Decorative crosswalks difficult to maintain
City installed them in the 1990s to be attractive upgrades.
The brick crosswalks that Toledo installed starting in the 1990s throughout its central business district and at scattered prominent intersections nearby were supposed to be decorative improvements.
But over the years, street excavations and poundings from heavier vehicles — the latter especially along the downtown bus loop and on Summit Street — have left the bricks anything but attractive.
The crosswalks’ condition is “a textbook example of the lack of maintenance, when the city doesn’t do the work,” said Peter Ujvagi, whose tenure on Toledo City Council dates back past the first bricks’ installation. “They originally were exciting and distinctive, but we have either forgotten about, or were never capable of maintaining those crosswalks.”
“There was controversy when those were first put in as to how long they would last,” said Rob Ludeman, another council veteran who recounted skeptics calling the crosswalks “The Yellow Brick Road” when the first ones were built. “I like the pattern, but it has become a maintenance issue.”
Certain brick crosswalks along parts of Erie and Superior streets are slated for repair following water and sewer projects along those respective streets.
The others’ fate, meanwhile, depends on the results of a pending city study of downtown infrastructure and Toledo’s ability to follow through on whatever that study recommends.
Mannik & Smith, a local engineering firm, holds a $249,488 contract to survey the downtown street network and draft recommendations for repairs, modifications, and even details like the speed limits, said Karen Poore, deputy chief of staff to Mayor Wade Kapszukiewicz.
“As part of this plan, they’re going to look at all the crosswalks,” Ms. Poore said. “Downtown is now the fastest growing neighborhood in Toledo, and we need to look at everything.”
Ms. Poore said the study is expected to take about a year to complete, with results expected by early 2019.
Among the possibilities is that the study will recommend replacing some or all of the brick crosswalks with brick imprints on asphalt, added Ignazio Messina, the mayor’s communications director.
False brick of that nature was printed on several crosswalks near the Huntington Center during street improvements undertaken during the arena’s construction.
Large sections of the decorative crosswalks at intersections along Erie between Madison Avenue and Cherry Street were torn out while the water main below was replaced, along with intersecting pipes.
Tim Grosjean, a senior professional engineer for roadway design at the city division of engineering services, said those crosswalks and others along Erie will be repaired as part of a resurfacing project later this year, planned to follow the water construction.

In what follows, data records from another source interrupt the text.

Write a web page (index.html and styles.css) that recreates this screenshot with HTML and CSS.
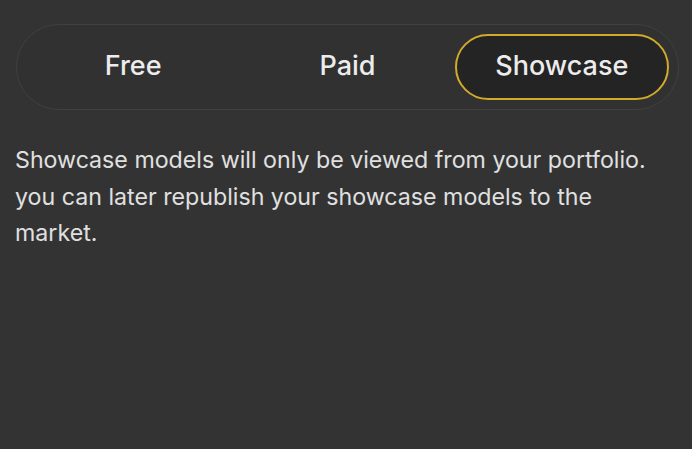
FILE: index.html
```html
<!DOCTYPE html>
<html lang="en">
<head>
<meta charset="utf-8">
<link rel="stylesheet" href="styles.css">
</head>
<body>
<div class="page">
  <div class="tabs">
    <div class="tab">Free</div>
    <div class="tab">Paid</div>
    <div class="tab active">Showcase</div>
  </div>
  <p class="note">Showcase models will only be viewed from your portfolio. you can later republish your showcase models to the market.</p>
</div>
</body>
</html>
```
FILE: styles.css
```css
html, body {
  margin: 0;
  padding: 0;
  background: #333333;
  height: 100%;
}
body {
  font-family: Inter, "Noto Sans", sans-serif;
  color: #e6e6e6;
}
.page {
  padding: 24px 13px 0 16px;
}
.tabs {
  box-sizing: border-box;
  width: 663px;
  height: 86px;
  border: 1.5px solid #404040;
  border-radius: 43px;
  background: #313131;
  padding: 9px;
  display: grid;
  grid-template-columns: 1fr 1fr 1fr;
}
.tab {
  display: flex;
  align-items: center;
  justify-content: center;
  font-size: 27px;
  font-weight: 500;
  color: #ececec;
  border-radius: 34px;
  border: 2px solid transparent;
  padding-bottom: 3px;
}
.tab.active {
  border-color: #d1aa2c;
  background: #242424;
}
.note {
  margin: 32px 0 0 -1px;
  font-size: 23.2px;
  line-height: 36.5px;
  color: #e0e0e0;
  max-width: 650px;
}
```
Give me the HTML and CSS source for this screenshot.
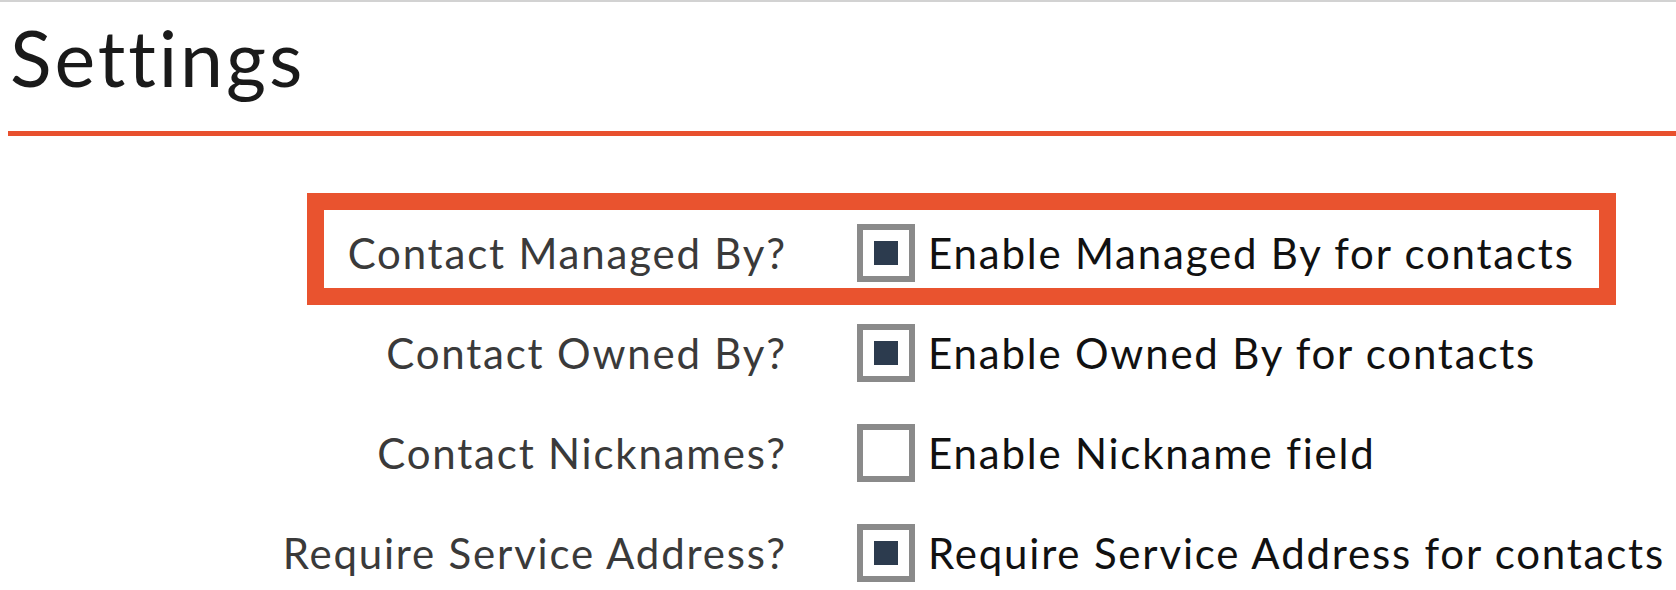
FILE: index.html
```html
<!DOCTYPE html>
<html lang="en">
<head>
<meta charset="utf-8">
<title>Settings</title>
<link rel="stylesheet" href="styles.css">
</head>
<body>
<div class="page">
  <header class="page-header">
    <h1 class="page-title">Settings</h1>
  </header>
  <div class="settings">
    <div class="row row-highlight">
      <span class="label">Contact Managed By?</span>
      <span class="checkbox checked"></span>
      <span class="option">Enable Managed By for contacts</span>
    </div>
    <div class="row">
      <span class="label">Contact Owned By?</span>
      <span class="checkbox checked"></span>
      <span class="option">Enable Owned By for contacts</span>
    </div>
    <div class="row">
      <span class="label">Contact Nicknames?</span>
      <span class="checkbox"></span>
      <span class="option">Enable Nickname field</span>
    </div>
    <div class="row">
      <span class="label">Require Service Address?</span>
      <span class="checkbox checked"></span>
      <span class="option">Require Service Address for contacts</span>
    </div>
  </div>
</div>
</body>
</html>
```
FILE: styles.css
```css
html, body {
  margin: 0;
  padding: 0;
  background: #ffffff;
}

body {
  font-family: "Lato", "Liberation Sans", sans-serif;
  color: #111111;
  overflow: hidden;
}

.page {
  border-top: 2px solid #d2d2d2;
}

.page-header {
  margin-left: 8px;
  padding-top: 10px;
  border-bottom: 5px solid #e8502e;
  height: 119px;
  box-sizing: content-box;
}

.page-title {
  margin: 0 0 0 2px;
  font-weight: 400;
  font-size: 77px;
  line-height: 90px;
  color: #1a1a1a;
  letter-spacing: 2.9px;
}

.settings {
  display: flex;
  flex-direction: column;
  padding-top: 67px;
}

.row {
  position: relative;
  display: grid;
  grid-template-columns: 785px 58px auto;
  align-items: center;
  height: 100px;
}

.label {
  text-align: right;
  font-size: 42px;
  letter-spacing: 1.8px;
  margin-right: -1.8px;
  color: #3a3a3a;
  white-space: nowrap;
}

.checkbox {
  grid-column: 2;
  margin-left: 72px;
  width: 46px;
  height: 46px;
  border: 6px solid #8a8a8a;
  background: #ffffff;
  display: flex;
  align-items: center;
  justify-content: center;
}

.checkbox.checked::after {
  content: "";
  width: 24px;
  height: 24px;
  background: #2c3b4e;
}

.option {
  margin-left: 85px;
  font-size: 42px;
  letter-spacing: 1.8px;
  color: #111111;
  white-space: nowrap;
}

.row-highlight::before {
  content: "";
  position: absolute;
  left: 307px;
  top: -10px;
  width: 1275px;
  height: 78px;
  border: 17px solid #e9532f;
  pointer-events: none;
}
```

“We have items in this project to rehabilitate those brick crosswalks,” Mr. Grosjean said before adding, “They definitely look worse within the bus loop, so we will have to focus on that.”
Once the Erie resurfacing is done, Mr. Grosjean said, those crosswalks “will look close to new.” That project is expected to take four months to complete once it starts in the spring.
One of the four legs of a brick crosswalk at Superior and Adams streets, meanwhile, was torn out last fall for preparatory work in advance of a sewer project associated with the Toledo Waterways Initiative.
New shafts connecting cross-street sewers to a sewage tunnel under Superior are to be installed during the next two construction seasons at Jefferson Avenue and Adams, Jackson, and Orange streets.
Of those four corners, only the Adams intersection has brick crosswalks. Julie Cousino, the city project manager for Toledo Waterways Initiative, said those too will be restored after construction is finished, as will be the printed brick pattern in the crosswalks at Jefferson and Superior.
The other two Superior intersections’ crosswalks have no decorative features.
But that leaves crosswalks on other downtown streets and at a few other nearby locations for which no definite repair plan has been made.
Some are in relatively good shape. But others have patches where utility crews, public or private, have removed sections of brick and then not replaced it in kind.
And at some intersections with heavier truck traffic — most notably at Summit and Cherry streets — the daily pounding pushed the crosswalks’ sand base out of shape. Rather than level off the sand underneath and re-lay the bricks, city crews filled in the low spots with asphalt, marring the crosswalks’ appearance.
In some cities, decorative crosswalks like Toledo’s have been installed only across streets that are load-limited to prohibit trucks and other heavy vehicles that cause such damage.
Ms. Poore said load limits could be explored as solution for parts of downtown Toledo, while acknowledging that some streets would be hard to restrict in that manner.
Cherry, Summit, Monroe, and Erie could fall into that group, because they carry state highway designations.
Utility repairs’ impact, meanwhile, could be mitigated with better communication among the various city departments and between them and Toledo Edison and Columbia Gas, Ms. Poore said.